I would suggest using cash. If you have the money to pay the loan back, you have the money to use and no money wasted on interest payments. 

I might be missing something but upon first glance I can’t think of why you would pay down the mortgage only to go with a HELOC.

The big question is what is your interest rate on your mortgage. If it’s considerably higher than the heloc, then it would make sense to pay it down. But I doubt that’s the case. If it’s your primary residence it’s probably around 4%. And it’s fixed for 30 years. No reason to draw down heloc funds at a higher, variable rate.

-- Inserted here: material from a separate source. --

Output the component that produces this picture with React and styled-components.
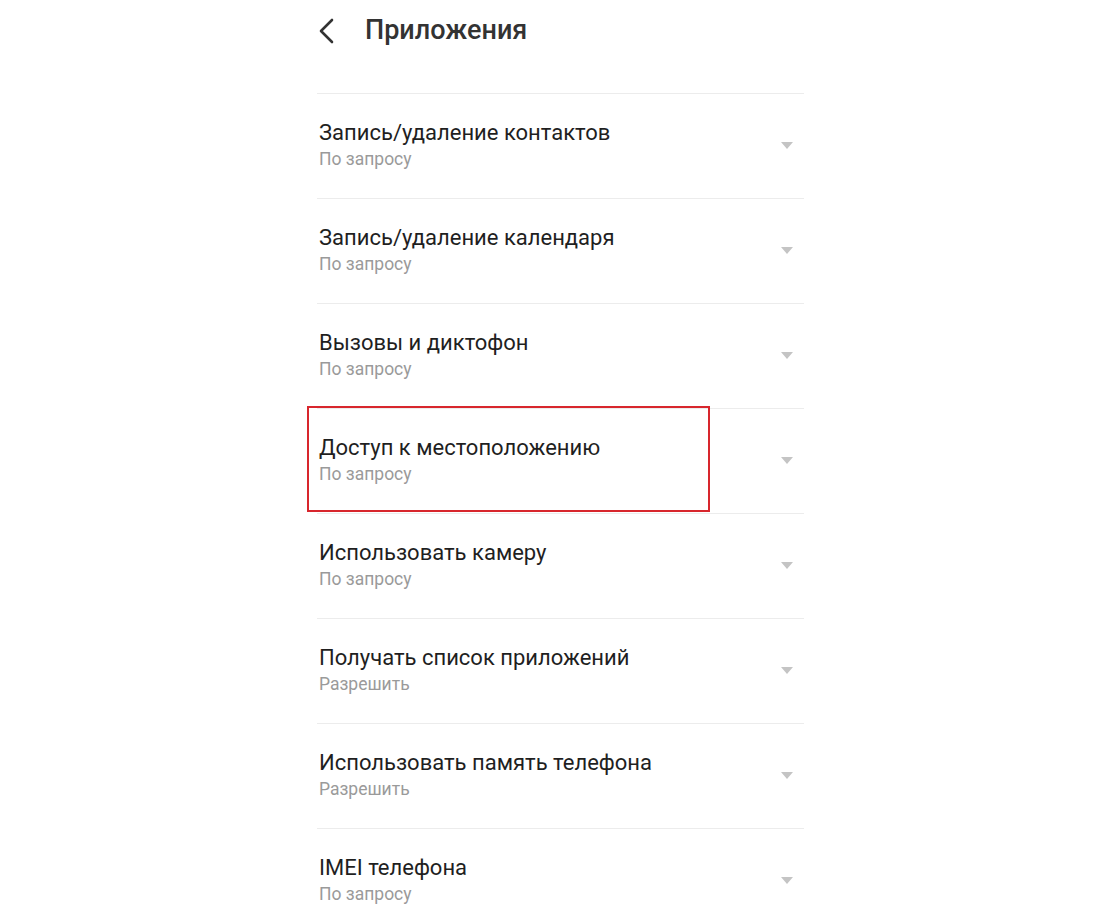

It seems to me to be 6 of one, half dozen of the other, except you’re penalizing yourself with a high interest payment. Yes, the CREDIT immediately becomes available as you pay off a HELOC, allowing you to reuse it, but you’re going to waste a couple hundred dollars per month on interest payments as well, reducing your income’s buying power. I may be missing something but why add the extra step and expense of a HELOC? why not skip the middle-man and just buy in cash, and then instead of using your income to make interest AND principal payments on the HELOC to free up up more credit, now that income is just free cash flow that can be applied directly to the rehab costs, interest free.

Put another way, you say you have some form of income coming in, so why send that income through the creditor first, letting them take their share before you get to use it, instead of just applying the cash directly to the project?

Thank you all very much - I agree now too.  

@David Schulwitz
As others have said, just use the cash. Think of it this way, you’d rather use the bank as a bank, rather than using your PROPERTY as a bank.

Banks are used to store money, properties are used to store people :)

Good luck.

How would you be paying the HELOC back right away to have access to use the capital again?

Wouldn't you still need to wait until you can refinance the new BRRRR property to pay the HELOC off anyways?

Some good advice here already. Interesting question though, this is a new one for me. I am not really sure of the advantage of using the HELOC when you have cash that you would use for the same purpose unless you think you might be working on a second project simultaneously or shortly after your initial deal.

If you aren't thinking you'd be doing another rehab in the six month seasoning period, then the HELOC really wouldn't be of any benefit to you, you'd have no need for that cash until you can do the cash out refi anyhow. If you find a great deal, you might look in to delayed financing- it's possible to pull all of your cash out immediately after you close on an investment, but you have to fund the deal with 100% cash to qualify.

I don’t believe there is any circumstance where you should give a bank your $50k only to take it back with interest. I am sure you have figured that out now.

Cash is king - so make your down payment and keep the rest of your cash liquid while financing for your brrr some other way.

It Might cost you some interest, but you will have the liquid cash available to you for another downpayment on another deal.

If you use all your cash on one deal, you will own it, but will have nothing to start your next deal- which will inevitably present itself to you right after you spent all your money.

the cash out refi sounds sexy as hell, but I’ve had multiple occasions where I haven’t been able to get a cash out refi done - but I’ve refi’d plenty HML’s to long term.